Body Camera Video Shows Missouri Deputies Avoid Suicide by Cop
Source Officer.com News
Newly released body camera video shows an incident in which two Missouri deputies avoided shooting a man determined to commit suicide by cop.
Pulaski County Sheriff's Detective Howard Brickner and Corporal Lynn Bays responded to the residence of Marcus Lavender for a well-being check all and were warned by dispatch that the man threatened to shoot any officers that arrived on the scene, according to The Waynesville Daily Guide.
The deputies noticed an open bottle of alcohol in the seat of a truck on the property and Bays walked around to the back of the house as Brickner knocked on the front door.

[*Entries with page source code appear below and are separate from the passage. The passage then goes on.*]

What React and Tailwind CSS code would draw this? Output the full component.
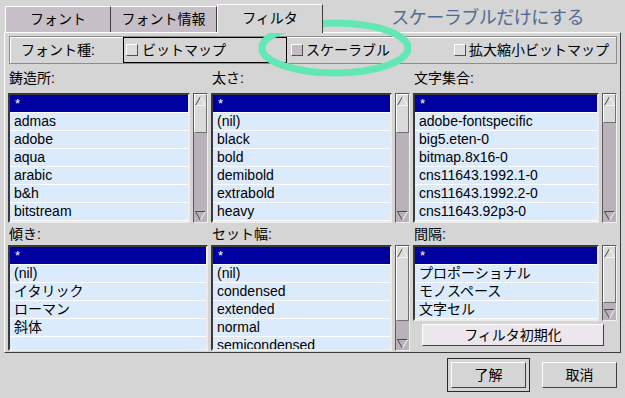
import React from 'react';

const foundries = ['admas', 'adobe', 'aqua', 'arabic', 'b&h', 'bitstream'];
const weights = ['(nil)', 'black', 'bold', 'demibold', 'extrabold', 'heavy'];
const charsets = ['adobe-fontspecific', 'big5.eten-0', 'bitmap.8x16-0', 'cns11643.1992.1-0', 'cns11643.1992.2-0', 'cns11643.92p3-0'];
const slants = ['(nil)', 'イタリック', 'ローマン', '斜体', ''];
const widths = ['(nil)', 'condensed', 'extended', 'normal', 'semicondensed'];
const spacings = ['プロポーショナル', 'モノスペース', '文字セル'];

function Arrow({ up }) {
  return (
    <svg width="11" height="10" viewBox="0 0 11 10" className="block">
      {up ? (
        <>
          <path d="M5.5 0.5 L0.5 9.5" stroke="#4a4a4a" fill="none" />
          <path d="M5.5 0.5 L10.5 9.5 L0.5 9.5" stroke="#f4f4f4" fill="none" />
        </>
      ) : (
        <>
          <path d="M10.5 0.5 L0.5 0.5 L5.5 9.5" stroke="#4a4a4a" fill="none" />
          <path d="M5.5 9.5 L10.5 0.5" stroke="#f4f4f4" fill="none" />
        </>
      )}
    </svg>
  );
}

function ScrollBar({ thumb }) {
  return (
    <div className="w-[15px] flex flex-col border border-t-[#5a5a5a] border-l-[#5a5a5a] border-r-[#f0f0f0] border-b-[#f0f0f0] bg-[#bab2ba]">
      <div className="flex flex-col bg-[#dadada] border-t border-l border-t-white border-l-white border-r border-b border-r-[#707070] border-b-[#707070]">
        <div className="h-[11px] flex items-center justify-center pt-[1px]">
          <Arrow up />
        </div>
        <div className={thumb} />
      </div>
      <div className="flex-1" />
      <div className="h-[12px] flex items-center justify-center">
        <Arrow />
      </div>
    </div>
  );
}

function ListBox({ items, className }) {
  return (
    <div className={`flex-1 overflow-hidden bg-[#dcebfb] border-2 border-t-[#3a3a3a] border-l-[#3a3a3a] border-r-[#ececec] border-b-[#ececec] ${className}`}>
      <div className="h-[18px] bg-[#0000a0] text-white border-b border-white pl-[5px] text-[13px] leading-[17px]">*</div>
      {items.map((it, i) => (
        <div key={i} className="h-[18px] border-b border-white pl-[4px] leading-[17px] whitespace-nowrap">
          {it}
        </div>
      ))}
    </div>
  );
}

function Check({ dark }) {
  return (
    <span className={`w-[12px] h-[12px] border border-t-white border-l-white border-r-[#505050] border-b-[#505050] ${dark ? 'bg-[#c4bcc4]' : 'bg-[#dcdcdc]'}`} />
  );
}

function Label({ children, h }) {
  return <div className={`${h} flex items-center pl-[1px]`}>{children}</div>;
}

export default function App() {
  return (
    <div className="relative w-[625px] h-[398px] overflow-hidden bg-[#d5d5d5] text-[14px] text-black font-['Liberation_Sans','Noto_Sans_CJK_JP',sans-serif]">
      {/* tabs */}
      <div className="flex items-end h-[32px] pl-[5px]">
        <div className="w-[106px] h-[26px] flex items-center justify-center bg-[#c7bfc7] border-t border-l border-t-white border-l-white border-r border-r-[#3c3c3c]">
          フォント
        </div>
        <div className="w-[106px] h-[26px] flex items-center justify-center bg-[#c7bfc7] border-t border-t-white border-r border-r-[#3c3c3c]">
          フォント情報
        </div>
        <div className="relative z-10 -mb-px w-[106px] h-[29px] flex items-center justify-center bg-[#d5d5d5] border-t border-l border-t-white border-l-white border-r border-r-[#3c3c3c] pb-[1px]">
          フィルタ
        </div>
        <div className="ml-auto self-start mt-[7px] mr-[41px] text-[18px] tracking-[-0.5px] text-[#4e6b92] leading-[22px]">
          スケーラブルだけにする
        </div>
      </div>

      {/* panel */}
      <div className="ml-[4px] w-[617px] border border-t-white border-l-white border-r-[#3c3c3c] border-b-[#3c3c3c] pt-[3px] pl-[3px] pb-[1px]">
        <div className="ml-[1px] w-[608px] h-[28px] flex items-center border border-[#8c8c8c] shadow-[inset_1px_1px_0_#ffffff]">
          <div className="w-[113px] pl-[11px]">フォント種:</div>
          <div className="w-[164px] h-full flex items-center gap-[4px] border border-black pl-[2px]">
            <Check />
            ビットマップ
          </div>
          <div className="flex items-center gap-[3px] ml-[4px]">
            <Check dark />
            スケーラブル
          </div>
          <div className="ml-auto flex items-center gap-[3px] pr-[7px]">
            <Check />
            拡大縮小ビットマップ
          </div>
        </div>

        <div className="grid grid-cols-[200px_199px_204px] gap-x-[3px]">
          {/* top row */}
          <div className="flex flex-col">
            <Label h="h-[29px]">鋳造所:</Label>
            <div className="flex gap-[3px] h-[130px]">
              <ListBox items={foundries} />
              <ScrollBar thumb="h-[26px]" />
            </div>
          </div>
          <div className="flex flex-col">
            <Label h="h-[29px]">太さ:</Label>
            <div className="flex gap-[3px] h-[130px]">
              <ListBox items={weights} />
              <ScrollBar thumb="h-[26px]" />
            </div>
          </div>
          <div className="flex flex-col">
            <Label h="h-[29px]">文字集合:</Label>
            <div className="flex gap-[3px] h-[130px]">
              <ListBox items={charsets} />
              <ScrollBar thumb="h-[16px]" />
            </div>
          </div>

          {/* bottom row */}
          <div className="flex flex-col">
            <Label h="h-[22px]">傾き:</Label>
            <div className="flex h-[106px]">
              <ListBox items={slants} />
            </div>
          </div>
          <div className="flex flex-col">
            <Label h="h-[22px]">セット幅:</Label>
            <div className="flex gap-[3px] h-[106px]">
              <ListBox items={widths} />
              <ScrollBar thumb="h-[62px]" />
            </div>
          </div>
          <div className="flex flex-col">
            <Label h="h-[22px]">間隔:</Label>
            <div className="flex gap-[3px] h-[76px]">
              <ListBox items={spacings} />
              <ScrollBar thumb="h-[44px]" />
            </div>
            <button className="mt-[3px] ml-[9px] w-[182px] h-[22px] flex items-center justify-center bg-[#ece7ec] border border-t-white border-l-white border-r-[#404040] border-b-[#404040]">
              フィルタ初期化
            </button>
          </div>
        </div>
      </div>

      {/* dialog buttons */}
      <div className="flex justify-end items-center gap-[12px] pr-[8px] pt-[5px]">
        <div className="p-[3px] border border-t-[#2a2a2a] border-l-[#2a2a2a] border-r-[#2a2a2a] border-b-[#2a2a2a]">
          <button className="w-[75px] h-[26px] flex items-center justify-center bg-[#d5d5d5] border border-t-white border-l-white border-r-[#404040] border-b-[#404040]">
            了解
          </button>
        </div>
        <button className="w-[75px] h-[26px] flex items-center justify-center bg-[#d5d5d5] border border-t-white border-l-white border-r-[#404040] border-b-[#404040]">
          取消
        </button>
      </div>

      {/* hand-drawn annotation ring */}
      <svg className="absolute left-[256px] top-[18px] pointer-events-none" width="158" height="60" viewBox="0 0 158 60">
        <ellipse cx="79" cy="30" rx="73" ry="25" fill="none" stroke="#62e7b5" strokeWidth="7" />
      </svg>
    </div>
  );
}
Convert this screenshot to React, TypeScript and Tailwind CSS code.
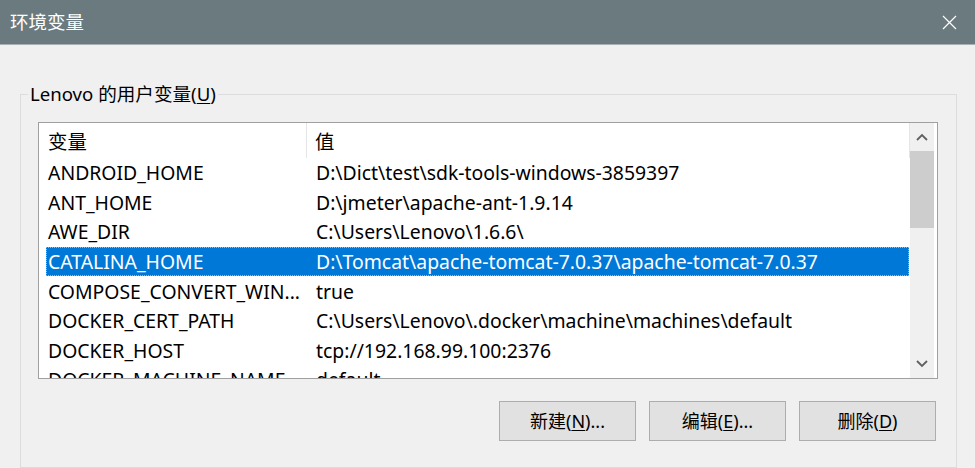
import React from "react";

const rows: [string, string][] = [
	["ANDROID_HOME", "D:\\Dict\\test\\sdk-tools-windows-3859397"],
	["ANT_HOME", "D:\\jmeter\\apache-ant-1.9.14"],
	["AWE_DIR", "C:\\Users\\Lenovo\\1.6.6\\"],
	["CATALINA_HOME", "D:\\Tomcat\\apache-tomcat-7.0.37\\apache-tomcat-7.0.37"],
	["COMPOSE_CONVERT_WIN...", "true"],
	["DOCKER_CERT_PATH", "C:\\Users\\Lenovo\\.docker\\machine\\machines\\default"],
	["DOCKER_HOST", "tcp://192.168.99.100:2376"],
	["DOCKER_MACHINE_NAME", "default"],
];

const selected = 3;

function Chevron({ up }: { up?: boolean }) {
	return (
		<svg width="12" height="8" viewBox="0 0 12 8" fill="none">
			<path
				d={up ? "M1 7 L6 2 L11 7" : "M1 1 L6 6 L11 1"}
				stroke="#606060"
				strokeWidth="1.8"
			/>
		</svg>
	);
}

function WinButton({ label, mnemonic, tail }: { label: string; mnemonic: string; tail: string }) {
	return (
		<button
			type="button"
			className="w-[137px] h-[40px] bg-[#e1e1e1] border border-[#adadad] text-[18px] text-black flex items-center justify-center"
		>
			{label}(<span className="underline underline-offset-2">{mnemonic}</span>){tail}
		</button>
	);
}

export default function App() {
	return (
		<div className="w-[975px] h-[468px] bg-[#f0f0f0] overflow-hidden text-black font-['Noto_Sans','Noto_Sans_CJK_SC',sans-serif]">
			<div className="h-[45px] bg-[#6b7a7f] border-b border-[#a7b1b4] flex items-center justify-between pl-[10px] pr-[18px]">
				<span className="text-white text-[18.5px]">环境变量</span>
				<svg width="15" height="15" viewBox="0 0 15 15">
					<path d="M1 1 L14 14 M14 1 L1 14" stroke="#ffffff" strokeWidth="1.2" />
				</svg>
			</div>

			<fieldset className="ml-[20px] mt-[37px] w-[937px] h-[386px] border border-[#dcdcdc]">
				<legend className="ml-[7px] px-[2px] text-[18.6px] leading-[24px]">
					Lenovo 的用户变量(<span className="underline underline-offset-2">U</span>)
				</legend>

				<div className="ml-[17px] mt-[16px] w-[900px] h-[257px] border border-[#a0a0a0] bg-white flex overflow-hidden">
					<div className="flex-1 overflow-hidden text-[19.4px]">
						<div className="h-[35px] flex">
							<div className="w-[268px] border-r border-[#e5e5e5] pl-[9px] pt-[2px] flex items-center">变量</div>
							<div className="flex-1 border-r border-[#e5e5e5] pl-[8px] pt-[2px] flex items-center">值</div>
						</div>
						{rows.map(([name, value], i) => (
							<div
								key={name}
								className={
									i === selected
										? "ml-[7px] mr-[1px] h-[29.6px] flex items-center bg-[#0078d7] text-white outline outline-1 outline-dotted outline-[#f0a860] -outline-offset-1"
										: "ml-[7px] mr-[1px] h-[29.6px] flex items-center"
								}
							>
								<div className="w-[261px] pl-[2px] whitespace-nowrap overflow-hidden">{name}</div>
								<div className="flex-1 pl-[9px] whitespace-nowrap overflow-hidden">{value}</div>
							</div>
						))}
					</div>
					<div className="w-[24px] mr-[3px] bg-[#f0f0f0] flex flex-col">
						<div className="h-[28px] flex items-center justify-center">
							<Chevron up />
						</div>
						<div className="h-[77px] bg-[#cdcdcd]" />
						<div className="flex-1" />
						<div className="h-[28px] flex items-center justify-center">
							<Chevron />
						</div>
					</div>
				</div>

				<div className="mt-[22px] mr-[20px] flex justify-end gap-[13px]">
					<WinButton label="新建" mnemonic="N" tail="..." />
					<WinButton label="编辑" mnemonic="E" tail="..." />
					<WinButton label="删除" mnemonic="D" tail="" />
				</div>
			</fieldset>
		</div>
	);
}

"The front door was opening with the muzzle of a weapon behind it. I grabbed a hold of the muzzle pushing it away and wrapped around the guy and we started to wrestle with the gun," Brickner told the newspaper. "It went off. I had yelled for my partner and he'd come running,"
As Brickner attempted to direct the muzzle of the weapon to the ground, Bays ran to assist him and found his partner struggle with Lavender over the rifle.
Bays then pulled out his service weapon and ordered the suspect to drop the rifle, but did not open fire because Brickner was at risk of being shot. He instead used is his taser on Lavender and helped Brickner secure him, as the man begged them to shoot him saying, "I want to die."
"They handled the situation the best way they knew how without shooting someone," Pulaski County Sheriff Jimmy Bench said. "I commend them for that. When you've got a gun pointed at you, that's awful hard."
Lavender was recently sentenced on two charges related to the incident and received four years for Unlawful Use of a Weapon and seven years for Unlawful Possession of a Firearm.